By Tracey Rynard, Associate
Many times I have been contacted by children or friends of elderly people in a panic. “The doctor says my (mother/father/favourite aunt/uncle/friend) is incapable. They don’t have a will, what do I do now????”
Since they have already called a lawyer, we can skip directly to Step Two, stop panicking.
What the doctor means when he says someone is incapable is not the same thing as being incapable to make a will. In fact, since capacity is decision, time and situation-specific, capacity itself is difficult to pin down. There is no such thing as being globally “capable”. There is no test to determine one’s general capacity.
There are as many different tests for capacity as you can derive a reason for testing for capacity, including: capacity to manage property, to make personal care decisions, to make a power of attorney for property or health care and to revoke one or the other, capacity to contract, to gift, to make a will, to revoke a will to create a trust, the capacity to marry, to separate and to divorce. Each test is different.
As an aside, the test of capacity to marry has a lower standard than the test for capacity to make a will but marriage revokes prior wills therefore a gentleman ( such cases seem to involve a disproportionately high percentage of men) potentially could find themselves married and intestate.
Some capacity tests are governed by legislation (the Substitute Decisions Act) and some are governed by the common law. Another issue with capacity is that it can vary. A client may be incapable of making a will on Tuesday morning but fully capable of doing so on Wednesday night.
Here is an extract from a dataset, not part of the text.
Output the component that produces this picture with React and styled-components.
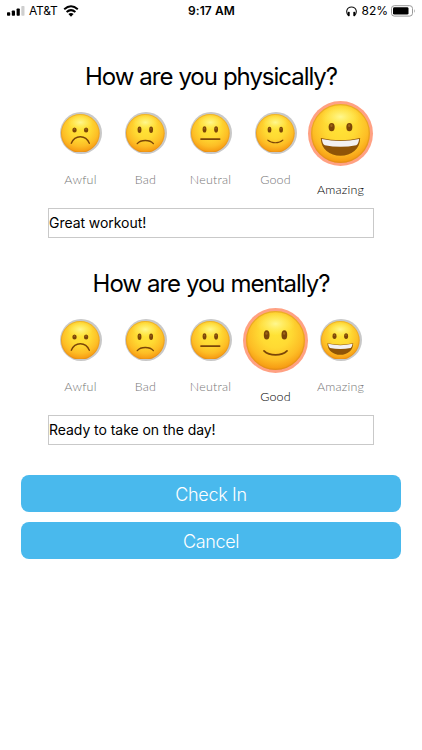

A doctor or other health care practitioner may assess whether or not a patient is capable of consenting to health, however, the test for capacity to make a will should be completed by a lawyer trained in that area of law. If there is some doubt a certified capacity assessor may be consulted (another topic for another day).
The test which a doctor may use on to determine capacity is the Mini Mental State Examination, the fourth question of which is “can you spell WORLD backwards?” (the title hopefully makes sense to you now). Although the MMSE, as it is known, is a useful screening tool for detecting potential cognitive issues, the assessment of actual decisional capacity of the will client is the responsibility of the lawyer consulted.